— Task inputs —
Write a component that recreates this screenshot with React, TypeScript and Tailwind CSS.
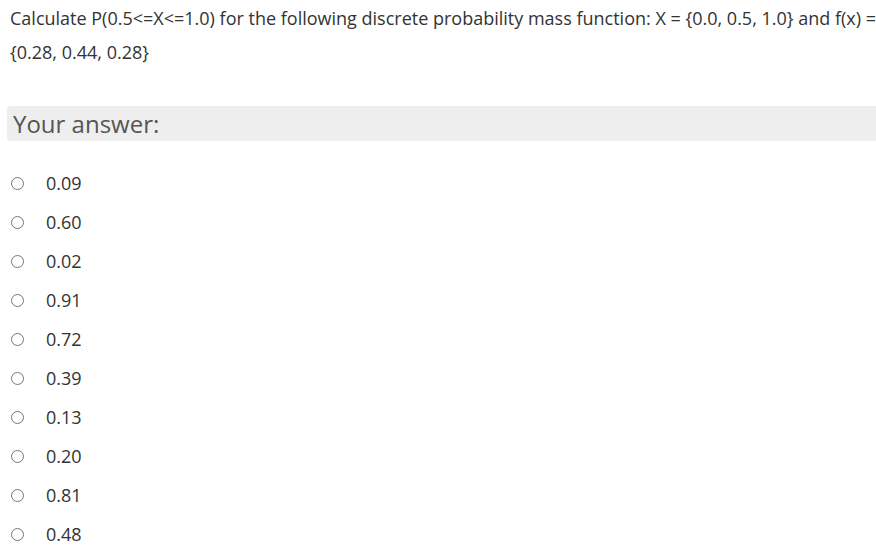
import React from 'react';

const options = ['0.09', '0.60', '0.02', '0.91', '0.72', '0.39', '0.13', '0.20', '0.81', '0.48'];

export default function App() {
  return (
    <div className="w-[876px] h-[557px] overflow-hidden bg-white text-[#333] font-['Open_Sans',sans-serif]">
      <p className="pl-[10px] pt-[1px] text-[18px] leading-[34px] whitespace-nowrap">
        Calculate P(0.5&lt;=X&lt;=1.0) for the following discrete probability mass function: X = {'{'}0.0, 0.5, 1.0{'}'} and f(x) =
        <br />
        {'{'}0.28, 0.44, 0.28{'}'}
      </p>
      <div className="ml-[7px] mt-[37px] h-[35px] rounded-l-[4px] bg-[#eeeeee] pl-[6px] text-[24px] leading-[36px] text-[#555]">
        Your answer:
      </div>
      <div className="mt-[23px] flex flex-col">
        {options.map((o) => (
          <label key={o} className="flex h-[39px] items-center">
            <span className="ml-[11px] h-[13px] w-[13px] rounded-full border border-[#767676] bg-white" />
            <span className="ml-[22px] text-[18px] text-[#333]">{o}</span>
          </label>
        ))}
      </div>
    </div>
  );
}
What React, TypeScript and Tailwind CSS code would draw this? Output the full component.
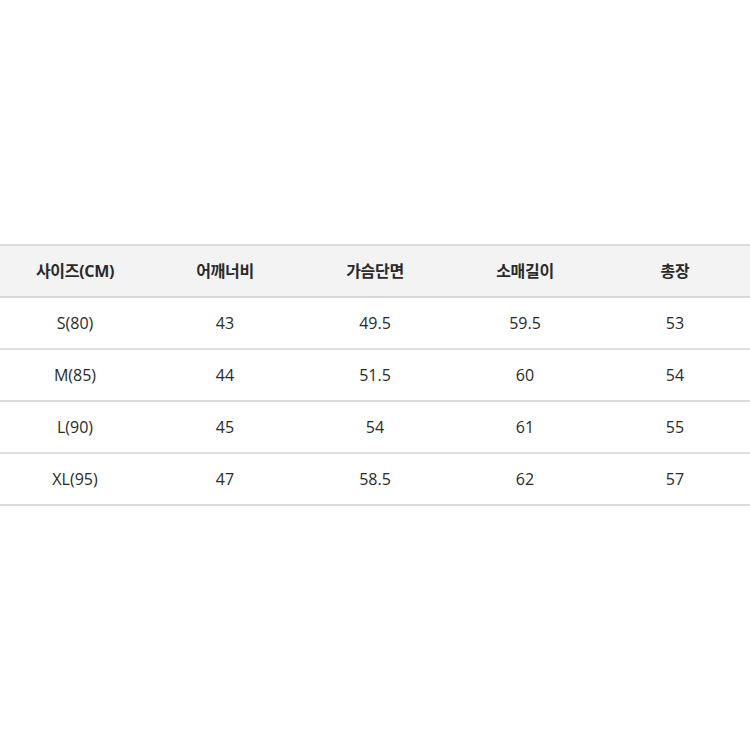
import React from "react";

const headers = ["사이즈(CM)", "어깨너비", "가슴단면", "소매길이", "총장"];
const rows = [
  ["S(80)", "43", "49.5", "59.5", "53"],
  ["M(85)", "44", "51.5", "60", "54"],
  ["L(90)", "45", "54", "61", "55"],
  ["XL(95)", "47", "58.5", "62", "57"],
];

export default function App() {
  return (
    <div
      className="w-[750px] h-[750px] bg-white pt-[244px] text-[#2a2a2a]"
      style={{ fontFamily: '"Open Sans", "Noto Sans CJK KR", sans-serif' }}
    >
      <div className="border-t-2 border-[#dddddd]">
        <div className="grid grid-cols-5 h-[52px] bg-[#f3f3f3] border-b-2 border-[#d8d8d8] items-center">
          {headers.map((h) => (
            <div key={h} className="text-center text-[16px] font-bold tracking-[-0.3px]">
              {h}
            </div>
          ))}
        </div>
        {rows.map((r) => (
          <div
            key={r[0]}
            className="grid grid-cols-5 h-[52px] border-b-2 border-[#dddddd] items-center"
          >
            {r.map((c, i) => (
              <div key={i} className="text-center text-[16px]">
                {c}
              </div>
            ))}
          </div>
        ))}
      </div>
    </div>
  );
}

— Given problem —
Repeat the material above verbatim. Leave the pictures behind.

— Task answer —
Write a component that recreates this screenshot with React, TypeScript and Tailwind CSS.
import React from 'react';

const options = ['0.09', '0.60', '0.02', '0.91', '0.72', '0.39', '0.13', '0.20', '0.81', '0.48'];

export default function App() {
  return (
    <div className="w-[876px] h-[557px] overflow-hidden bg-white text-[#333] font-['Open_Sans',sans-serif]">
      <p className="pl-[10px] pt-[1px] text-[18px] leading-[34px] whitespace-nowrap">
        Calculate P(0.5&lt;=X&lt;=1.0) for the following discrete probability mass function: X = {'{'}0.0, 0.5, 1.0{'}'} and f(x) =
        <br />
        {'{'}0.28, 0.44, 0.28{'}'}
      </p>
      <div className="ml-[7px] mt-[37px] h-[35px] rounded-l-[4px] bg-[#eeeeee] pl-[6px] text-[24px] leading-[36px] text-[#555]">
        Your answer:
      </div>
      <div className="mt-[23px] flex flex-col">
        {options.map((o) => (
          <label key={o} className="flex h-[39px] items-center">
            <span className="ml-[11px] h-[13px] w-[13px] rounded-full border border-[#767676] bg-white" />
            <span className="ml-[22px] text-[18px] text-[#333]">{o}</span>
          </label>
        ))}
      </div>
    </div>
  );
}
What React, TypeScript and Tailwind CSS code would draw this? Output the full component.
import React from "react";

const headers = ["사이즈(CM)", "어깨너비", "가슴단면", "소매길이", "총장"];
const rows = [
  ["S(80)", "43", "49.5", "59.5", "53"],
  ["M(85)", "44", "51.5", "60", "54"],
  ["L(90)", "45", "54", "61", "55"],
  ["XL(95)", "47", "58.5", "62", "57"],
];

export default function App() {
  return (
    <div
      className="w-[750px] h-[750px] bg-white pt-[244px] text-[#2a2a2a]"
      style={{ fontFamily: '"Open Sans", "Noto Sans CJK KR", sans-serif' }}
    >
      <div className="border-t-2 border-[#dddddd]">
        <div className="grid grid-cols-5 h-[52px] bg-[#f3f3f3] border-b-2 border-[#d8d8d8] items-center">
          {headers.map((h) => (
            <div key={h} className="text-center text-[16px] font-bold tracking-[-0.3px]">
              {h}
            </div>
          ))}
        </div>
        {rows.map((r) => (
          <div
            key={r[0]}
            className="grid grid-cols-5 h-[52px] border-b-2 border-[#dddddd] items-center"
          >
            {r.map((c, i) => (
              <div key={i} className="text-center text-[16px]">
                {c}
              </div>
            ))}
          </div>
        ))}
      </div>
    </div>
  );
}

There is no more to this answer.